Putting a label on myself doesn’t feel right. Witch? Wiccan? Pagan? Can I just be a moon, stars, and candle girlie? You know…I really like working in the kitchen. I love prepping food for the week. I love cooking. It is peaceful to me. Does that make me a kitchen witch? Instead of fitting into the boxes that others create, maybe I’ll just work outside that box and find what works spiritually for me.

There is a book that I just recently purchased. It is called “Sacred Seasons: Nature-Inspired Rituals, Wisdom, and Self-Care for Every Day of the Year by Kirsty Gallagher. I am really enjoying the book so far. The author describes things like the wheel of the year and there are journal prompts with each chapter, which in turn discuss each season. I’m sure I’ll post more about that as I get into the heart of the book. The fact that there are prompts for writing is something I know I will really enjoy. Writing more is definitely something I want to get back to.

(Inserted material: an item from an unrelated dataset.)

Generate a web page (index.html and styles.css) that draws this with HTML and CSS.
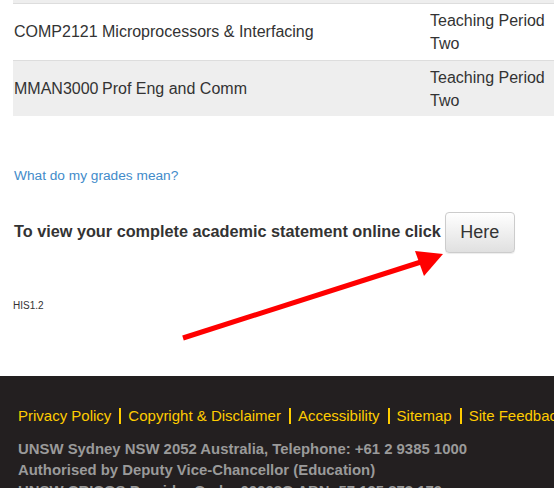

This journey will never end. There will always be something to learn. And I am learning how to be me again. Whether it is enjoying the outdoors again, along with our garden, or letting my words flow across the pages of a journal, or learning about traditions that our ancestors in the old country or our indigenous ancestors practiced, I am going to soak it all in and do it my way.

Right now, I am enjoying the moon, the stars, and my candles.